Brazilian politician

André Luis Gaspar Janones (born 5 May 1984) is a Brazilian lawyer, politician, and member of REDE. Since 2019, he has been a federal deputy for Minas Gerais.

== Biography ==
He was born in Ituiutaba, on 5 May 1984. He is the son of Divina Gaspar Janones.

His first job was as a bus conductor between 2003 and 2005. In 2004, he got a scholarship at the then Fundação Educacional de Ituiutaba, now a unit of the Minas Gerais State University.

In 2005, he started working as a clerk at the Court of Justice of the State of Minas Gerais, in Ituiutaba. In 2008, he passed the Order of Attorneys of Brazil exam and set up his firm André Janones & Advogados Associados.

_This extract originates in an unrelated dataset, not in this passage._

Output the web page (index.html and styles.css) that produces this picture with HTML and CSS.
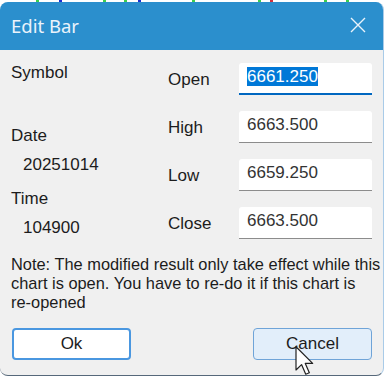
FILE: index.html
```html
<!DOCTYPE html>
<html lang="en">

<head>
    <meta charset="UTF-8">
    <meta name="viewport" content="width=device-width, initial-scale=1.0">
    <title>Edit Bar</title>
    <link rel="stylesheet" href="styles.css">
</head>

<body>
    <div class="chart-strip">
        <span class="tick green" style="left: 36px"></span>
        <span class="tick blue" style="left: 59px"></span>
        <span class="tick green" style="left: 103px"></span>
        <span class="tick green" style="left: 124px"></span>
        <span class="tick blue" style="left: 138px"></span>
        <span class="tick green" style="left: 192px"></span>
        <span class="tick green" style="left: 258px"></span>
        <span class="tick red" style="left: 270px"></span>
        <span class="tick green" style="left: 324px"></span>
        <span class="tick green" style="left: 346px"></span>
    </div>

    <div class="window">
        <div class="title-bar">
            <span class="title">Edit Bar</span>
            <svg class="close" width="16" height="16" viewBox="0 0 16 16">
                <path d="M1 1 L15 15 M15 1 L1 15" stroke="#eaf3fb" stroke-width="1.4" fill="none" />
            </svg>
        </div>

        <div class="content">
            <div class="fields">
                <div class="info">
                    <div class="label symbol">Symbol</div>
                    <div class="label date">Date</div>
                    <div class="value">20251014</div>
                    <div class="label time">Time</div>
                    <div class="value">104900</div>
                </div>

                <div class="prices">
                    <span class="price-label">Open</span>
                    <div class="field focused"><span class="selected">6661.250</span></div>
                    <span class="price-label">High</span>
                    <div class="field">6663.500</div>
                    <span class="price-label">Low</span>
                    <div class="field">6659.250</div>
                    <span class="price-label">Close</span>
                    <div class="field">6663.500</div>
                </div>
            </div>

            <p class="note">Note: The modified result only take effect while this<br>chart is open. You have to re-do it if this chart is<br>re-opened</p>

            <div class="buttons">
                <button class="btn default">Ok</button>
                <button class="btn hover">Cancel</button>
            </div>
        </div>
    </div>

    <!-- mouse pointer over Cancel -->
    <svg class="pointer" width="20" height="30" viewBox="0 0 13 20">
        <path d="M0.5 0.5 L0.5 16 L4.2 12.4 L7 18.8 L9.4 17.8 L6.7 11.6 L11.6 11.6 Z" fill="#ffffff" stroke="#222222" stroke-width="0.8" stroke-linejoin="round" />
    </svg>
</body>

</html>
```

FILE: styles.css
```css
body {
    margin: 0;
    width: 385px;
    height: 377px;
    overflow: hidden;
    background: #ffffff;
    font-family: "Liberation Sans", Arial, sans-serif;
    position: relative;
}

.chart-strip {
    position: absolute;
    top: 0;
    left: 0;
    width: 385px;
    height: 3px;
}

.tick {
    position: absolute;
    top: 0;
    width: 3px;
    height: 2px;
}

.tick.green {
    background: #3ccf4e;
}

.tick.blue {
    background: #1c2fd0;
}

.tick.red {
    background: #d3303a;
}

.window {
    margin-top: 2px;
    width: 383px;
    height: 373px;
    background: #f0f0f0;
    border-right: 1px solid #a9cbe8;
    border-bottom: 1px solid #56687a;
    border-radius: 8px;
    overflow: hidden;
    display: flex;
    flex-direction: column;
}

.title-bar {
    height: 48px;
    background: #2b8fcd;
    display: flex;
    align-items: center;
    justify-content: space-between;
    padding: 0 17px 0 11px;
    flex-shrink: 0;
}

.title {
    font-family: "Noto Sans", "Open Sans", sans-serif;
    font-size: 18.5px;
    color: #eaf3fb;
    margin-top: -2px;
}

.close {
    margin-top: -2px;
}

.content {
    padding: 13px 11px 0 11px;
    color: #1c1c1c;
    font-size: 17px;
}

.fields {
    display: flex;
}

.info {
    width: 158px;
    line-height: 20px;
}

.label.date {
    margin-top: 43px;
}

.label.time {
    margin-top: 14px;
}

.value {
    margin-top: 9px;
    padding-left: 12px;
}

.prices {
    display: grid;
    grid-template-columns: 71px 133px;
    row-gap: 16px;
    align-items: center;
}

.price-label {
    padding-top: 2px;
}

.field {
    height: 31px;
    padding: 0 0 0 8px;
    background: #ffffff;
    border-bottom: 1px solid #8c8c8c;
    border-radius: 3px 3px 0 0;
    line-height: 28px;
    color: #333333;
}

.field.focused {
    height: 30px;
    border-bottom: 2px solid #0067c0;
}

.selected {
    background: #0078d7;
    color: #ffffff;
}

.note {
    margin: 16px 0 0 0;
    line-height: 19px;
    font-size: 16.4px;
    white-space: nowrap;
}

.buttons {
    display: flex;
    justify-content: space-between;
    margin-top: 16px;
    padding-left: 1px;
}

.btn {
    width: 119px;
    height: 32px;
    font-family: "Liberation Sans", Arial, sans-serif;
    font-size: 17px;
    color: #1c1c1c;
    border-radius: 4px;
    padding: 0;
}

.btn.default {
    background: #ffffff;
    border: 2px solid #4a97e0;
}

.btn.hover {
    background: #e2eefa;
    border: 1px solid #6fa4d8;
}

.pointer {
    position: absolute;
    left: 295px;
    top: 346px;
}
```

He is a member of the Lagoinha Church.

== Political career ==
In 2016, he ran for mayor of Ituiutaba, finishing in second place with 13,759 votes (24.40% of valid votes). He gained notoriety when he proclaimed himself one of the main leaders of the truck drivers' strike in Brazil in 2018 and, as a result, he ended up being elected federal deputy in the 2018 elections. He was the third most voted federal deputy in Minas Gerais, receiving 178,660 votes (1.77% of the valid votes in the election). He was highlighted during the Auxílio Emergencial votes, where his live on Facebook became the most commented on in the western world, with 3.3 million views and 177 thousand comments, equaling the mark of the sertanejo singer Marília Mendonça .

On 29 January 2022, his pre-candidacy for the Presidency of the Republic, by his party, Avante, was made official. On August 4, 2022, during a live broadcast alongside former president and candidate Luiz Inácio Lula da Silva, Janones withdrew from the candidacy to support the PT. “From that moment on, our candidacy is unified and starts to be represented by the candidacy of President Lula”, he declared.